Stepping into the main gallery, one is engulfed with the audio of On Kawara’s monumental One Million Years. Between 1969 and 1999, Kawara wrote twenty-four sets of ten calendar binders; twelve span one million years into the future and the other twelve extend one million years into the past. In 1993, he began recording live readings of these calendars with paired readers reciting the text in sequence. As I viewed the work throughout the gallery, the audio made me recall that, earlier this year, the U.S. surpassed one million lives lost to the pandemic.
Archival materials related to Cleveland’s Art Therapy Studio, the country’s longest-running independent art therapy center, are viewable nearby. The studio was founded in 1967 for people to engage with art as a tool for healing and, to this day, provides therapeutic art workshops for thousands of people throughout the region. As part of Front, Art Therapy Studio is hosting a series of these workshops to help build community among local artists. Close by, a table full of books with subject matter ranging from using the brain’s neuroplasticity to heal psychological trauma to climate change as a social crisis of imagination further Front’s curatorial intent to surpass the display of art as a representational object and to use art as a resource for healing.
The nearby SPACES gallery in Ohio City engages with environmental restoration through a group exhibition that probes the planetary effects of ecological degradation caused by industrial production and war. It screens Jumana Manna’s film Wild Relatives (2018), which follows the multitude of stakeholders involved in repatriating native Lebanese plants that were destroyed in the Syrian civil war using seeds from the Svalbard Global Seed Vault. Several of Manna’s collages which depict idyllic landscapes made from fragments of household chemical cleaner labels are also on view.
This juxtaposition between chemicals and landscapes is reiterated in the work of London-based art collective Cooking Sections. They partnered with local farmers to address the appearance of toxic algal blooms and hypoxia in Lake Erie caused by agrochemical runoff. The project, To Those Who Nourish (2022), consists of dual aerating fountains in the North Coast Harbor.

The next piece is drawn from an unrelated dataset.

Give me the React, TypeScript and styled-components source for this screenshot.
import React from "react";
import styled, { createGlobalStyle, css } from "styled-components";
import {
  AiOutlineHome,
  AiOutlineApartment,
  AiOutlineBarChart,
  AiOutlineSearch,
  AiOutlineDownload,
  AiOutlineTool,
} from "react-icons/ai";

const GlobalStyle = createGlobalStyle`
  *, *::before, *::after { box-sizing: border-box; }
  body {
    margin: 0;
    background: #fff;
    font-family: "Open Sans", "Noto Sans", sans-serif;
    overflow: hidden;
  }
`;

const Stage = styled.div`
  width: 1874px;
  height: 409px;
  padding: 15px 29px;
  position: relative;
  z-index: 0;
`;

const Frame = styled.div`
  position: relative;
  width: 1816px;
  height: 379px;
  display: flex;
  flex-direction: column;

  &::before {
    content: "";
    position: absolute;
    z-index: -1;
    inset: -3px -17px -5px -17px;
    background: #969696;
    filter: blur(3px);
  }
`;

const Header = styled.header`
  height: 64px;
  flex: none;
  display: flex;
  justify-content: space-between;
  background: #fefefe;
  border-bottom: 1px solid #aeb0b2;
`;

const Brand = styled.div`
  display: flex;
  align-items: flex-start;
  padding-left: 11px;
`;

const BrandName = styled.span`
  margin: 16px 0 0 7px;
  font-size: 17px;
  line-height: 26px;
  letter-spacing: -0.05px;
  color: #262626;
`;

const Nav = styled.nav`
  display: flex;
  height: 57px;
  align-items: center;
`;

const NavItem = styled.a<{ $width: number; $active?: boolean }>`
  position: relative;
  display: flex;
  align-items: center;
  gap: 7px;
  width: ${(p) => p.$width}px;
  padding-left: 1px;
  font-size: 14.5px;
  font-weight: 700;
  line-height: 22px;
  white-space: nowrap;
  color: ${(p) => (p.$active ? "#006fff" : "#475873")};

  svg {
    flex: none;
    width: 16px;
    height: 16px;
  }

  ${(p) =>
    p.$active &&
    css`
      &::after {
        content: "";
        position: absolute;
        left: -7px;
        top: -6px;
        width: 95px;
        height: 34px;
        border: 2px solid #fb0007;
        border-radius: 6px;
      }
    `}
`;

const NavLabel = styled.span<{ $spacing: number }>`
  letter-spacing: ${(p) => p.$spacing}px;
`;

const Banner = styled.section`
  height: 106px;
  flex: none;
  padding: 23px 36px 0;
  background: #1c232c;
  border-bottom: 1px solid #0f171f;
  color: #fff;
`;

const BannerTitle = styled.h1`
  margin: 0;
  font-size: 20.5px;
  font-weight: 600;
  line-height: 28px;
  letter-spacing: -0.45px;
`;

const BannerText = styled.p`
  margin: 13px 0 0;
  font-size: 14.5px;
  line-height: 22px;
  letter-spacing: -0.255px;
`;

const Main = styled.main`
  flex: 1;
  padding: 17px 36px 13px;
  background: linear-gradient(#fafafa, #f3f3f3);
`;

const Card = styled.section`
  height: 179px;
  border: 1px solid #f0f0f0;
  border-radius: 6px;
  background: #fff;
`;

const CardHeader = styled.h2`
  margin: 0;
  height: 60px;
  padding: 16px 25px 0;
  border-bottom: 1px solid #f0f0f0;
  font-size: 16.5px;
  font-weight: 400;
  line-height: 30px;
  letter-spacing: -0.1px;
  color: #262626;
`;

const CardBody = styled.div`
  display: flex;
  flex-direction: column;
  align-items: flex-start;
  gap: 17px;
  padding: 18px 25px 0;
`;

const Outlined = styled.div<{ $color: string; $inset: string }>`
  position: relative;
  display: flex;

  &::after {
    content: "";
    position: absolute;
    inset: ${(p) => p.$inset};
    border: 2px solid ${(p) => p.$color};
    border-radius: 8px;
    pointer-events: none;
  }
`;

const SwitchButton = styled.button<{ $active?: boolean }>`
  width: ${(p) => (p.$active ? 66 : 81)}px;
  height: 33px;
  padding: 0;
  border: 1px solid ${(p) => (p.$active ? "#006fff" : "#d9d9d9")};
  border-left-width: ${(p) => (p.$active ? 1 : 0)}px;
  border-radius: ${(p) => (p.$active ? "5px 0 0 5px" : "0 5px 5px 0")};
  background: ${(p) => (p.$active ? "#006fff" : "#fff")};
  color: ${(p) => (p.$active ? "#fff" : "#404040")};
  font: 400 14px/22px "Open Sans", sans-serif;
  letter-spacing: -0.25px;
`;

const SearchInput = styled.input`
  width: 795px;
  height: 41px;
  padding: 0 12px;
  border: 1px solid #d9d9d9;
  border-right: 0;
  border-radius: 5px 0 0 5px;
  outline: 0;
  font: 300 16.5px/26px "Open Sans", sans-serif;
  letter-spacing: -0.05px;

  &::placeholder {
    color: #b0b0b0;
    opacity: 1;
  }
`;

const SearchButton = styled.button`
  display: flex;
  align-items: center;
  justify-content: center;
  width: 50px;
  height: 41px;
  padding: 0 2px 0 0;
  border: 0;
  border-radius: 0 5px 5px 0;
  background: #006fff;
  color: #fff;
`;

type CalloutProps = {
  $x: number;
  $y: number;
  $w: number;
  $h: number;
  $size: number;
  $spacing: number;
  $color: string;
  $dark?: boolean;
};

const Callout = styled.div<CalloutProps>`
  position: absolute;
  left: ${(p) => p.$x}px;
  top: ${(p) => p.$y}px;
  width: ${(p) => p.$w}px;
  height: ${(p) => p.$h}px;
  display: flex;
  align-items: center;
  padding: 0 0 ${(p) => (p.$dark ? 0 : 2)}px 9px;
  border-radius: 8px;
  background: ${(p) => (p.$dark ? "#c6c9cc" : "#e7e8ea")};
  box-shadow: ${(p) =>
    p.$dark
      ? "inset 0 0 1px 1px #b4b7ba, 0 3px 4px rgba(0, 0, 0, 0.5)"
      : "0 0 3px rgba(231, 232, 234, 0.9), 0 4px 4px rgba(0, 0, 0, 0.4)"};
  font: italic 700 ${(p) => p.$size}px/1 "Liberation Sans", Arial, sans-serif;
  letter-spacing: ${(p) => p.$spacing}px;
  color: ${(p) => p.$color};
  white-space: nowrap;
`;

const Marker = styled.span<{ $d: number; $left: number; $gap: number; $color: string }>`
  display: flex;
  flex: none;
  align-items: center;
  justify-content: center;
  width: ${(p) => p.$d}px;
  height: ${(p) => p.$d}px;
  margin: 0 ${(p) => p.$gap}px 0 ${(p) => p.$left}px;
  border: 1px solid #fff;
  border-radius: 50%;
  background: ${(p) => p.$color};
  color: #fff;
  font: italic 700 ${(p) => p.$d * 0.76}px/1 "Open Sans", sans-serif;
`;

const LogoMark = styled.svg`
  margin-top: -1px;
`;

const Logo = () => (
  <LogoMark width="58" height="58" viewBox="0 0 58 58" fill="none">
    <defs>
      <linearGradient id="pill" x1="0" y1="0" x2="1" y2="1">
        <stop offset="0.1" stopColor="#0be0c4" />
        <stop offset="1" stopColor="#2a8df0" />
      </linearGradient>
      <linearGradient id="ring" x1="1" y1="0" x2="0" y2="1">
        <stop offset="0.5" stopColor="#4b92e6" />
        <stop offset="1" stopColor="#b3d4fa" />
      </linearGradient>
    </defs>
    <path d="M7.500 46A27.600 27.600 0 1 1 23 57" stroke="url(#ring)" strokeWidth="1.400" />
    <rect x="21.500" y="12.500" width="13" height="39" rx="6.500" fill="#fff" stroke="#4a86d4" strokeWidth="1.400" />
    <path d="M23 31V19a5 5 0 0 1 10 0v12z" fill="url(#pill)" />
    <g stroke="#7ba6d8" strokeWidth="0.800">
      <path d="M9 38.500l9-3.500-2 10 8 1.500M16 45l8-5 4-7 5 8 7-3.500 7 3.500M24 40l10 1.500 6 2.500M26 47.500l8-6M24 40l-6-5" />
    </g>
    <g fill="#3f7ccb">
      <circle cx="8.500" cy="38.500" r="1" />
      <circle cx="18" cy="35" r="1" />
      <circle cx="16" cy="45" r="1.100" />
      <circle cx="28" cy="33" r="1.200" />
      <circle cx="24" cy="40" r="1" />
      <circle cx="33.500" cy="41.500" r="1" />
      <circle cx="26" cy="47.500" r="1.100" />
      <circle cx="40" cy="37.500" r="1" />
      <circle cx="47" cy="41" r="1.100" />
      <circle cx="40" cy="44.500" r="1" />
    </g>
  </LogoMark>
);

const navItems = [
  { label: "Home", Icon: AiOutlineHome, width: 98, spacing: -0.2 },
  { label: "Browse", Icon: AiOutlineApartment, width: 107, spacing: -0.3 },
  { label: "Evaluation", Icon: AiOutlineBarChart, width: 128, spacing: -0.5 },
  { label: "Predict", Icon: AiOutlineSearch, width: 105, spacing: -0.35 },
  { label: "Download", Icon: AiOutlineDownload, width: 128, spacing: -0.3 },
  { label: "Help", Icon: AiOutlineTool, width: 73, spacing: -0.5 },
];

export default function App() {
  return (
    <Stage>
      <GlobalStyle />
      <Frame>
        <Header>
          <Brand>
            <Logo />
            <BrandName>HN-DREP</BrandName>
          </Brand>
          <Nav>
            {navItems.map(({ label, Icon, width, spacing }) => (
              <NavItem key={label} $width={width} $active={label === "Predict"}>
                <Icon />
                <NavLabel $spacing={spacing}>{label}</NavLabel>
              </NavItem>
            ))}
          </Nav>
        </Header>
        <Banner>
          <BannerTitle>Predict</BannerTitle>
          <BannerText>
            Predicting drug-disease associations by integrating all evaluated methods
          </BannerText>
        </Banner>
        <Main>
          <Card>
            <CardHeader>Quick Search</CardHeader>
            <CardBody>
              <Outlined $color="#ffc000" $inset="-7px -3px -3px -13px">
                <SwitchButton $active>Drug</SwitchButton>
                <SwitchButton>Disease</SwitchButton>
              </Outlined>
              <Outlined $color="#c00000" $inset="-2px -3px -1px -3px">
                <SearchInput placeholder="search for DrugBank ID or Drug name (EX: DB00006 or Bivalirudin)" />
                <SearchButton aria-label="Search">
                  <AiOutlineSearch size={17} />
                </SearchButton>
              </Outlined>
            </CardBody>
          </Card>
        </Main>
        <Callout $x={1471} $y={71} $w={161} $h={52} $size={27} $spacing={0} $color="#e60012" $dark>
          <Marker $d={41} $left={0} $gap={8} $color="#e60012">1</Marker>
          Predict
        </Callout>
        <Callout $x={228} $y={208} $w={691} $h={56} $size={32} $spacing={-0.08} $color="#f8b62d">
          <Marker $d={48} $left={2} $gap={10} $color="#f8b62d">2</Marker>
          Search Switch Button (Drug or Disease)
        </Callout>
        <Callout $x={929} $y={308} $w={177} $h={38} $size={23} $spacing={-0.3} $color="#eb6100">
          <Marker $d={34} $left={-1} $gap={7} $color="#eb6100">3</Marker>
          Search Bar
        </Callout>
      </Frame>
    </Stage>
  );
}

For the 2025 triennial, they are forming a network of farmers’ co-ops to help mitigate and raise awareness about agrochemicals by experimenting with alternative farming practices.

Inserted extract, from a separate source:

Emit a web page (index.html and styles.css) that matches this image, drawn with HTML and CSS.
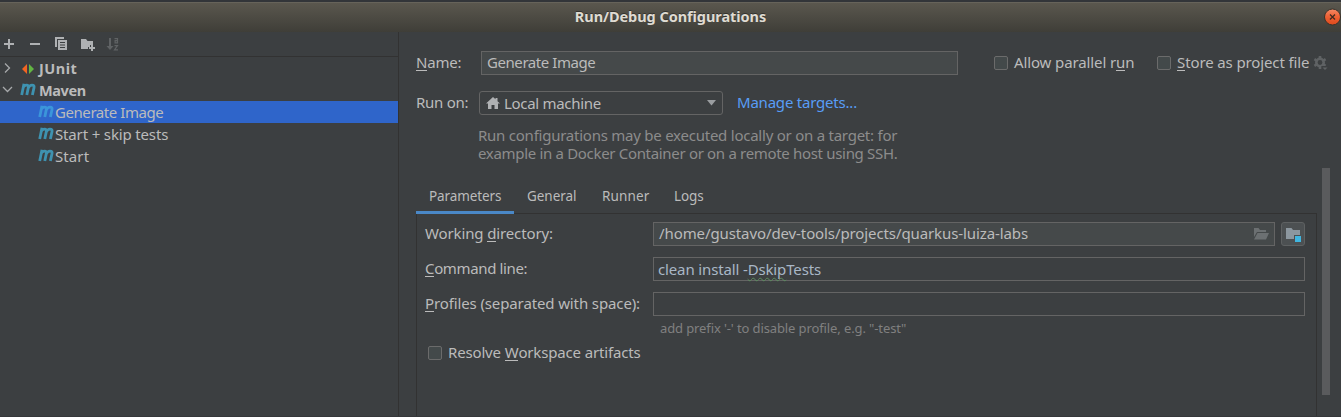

While Front 2018 was criticized for having almost no projects representing local people or the problems they face, Front 2022 has numerous local contributors making work that speaks to many local problems, but with one glaring omission. In 2019, Cleveland ranked first among large cities in child poverty—an open wound very much in need of healing. For a triennial meant to address transformation at the structural level of society, why is this issue not represented? And who profits from its economic activity?
Front’s strength is that it exists outside centers of fashion. Among other examples, Cooking Section’s continuation of their project beyond the triennial’s core months stems from Krishnamurthy’s concept of “slow” curating, meaning the exhibition outlasts itself and leaves small restorative marks over a long period of time upon a region’s civic and cultural infrastructures. Like David Brown’s curation of The Available City for the 2021 Chicago Architecture Biennial, which made permanent installations within Chicago’s vacant lots in underserved communities, the more relevant ambition of Front lies in the transformative potential of art to fortify and restore local communities, not to make Cleveland the next Venice.
Paul Mosley is an assistant professor in architecture/urban design at Kent State.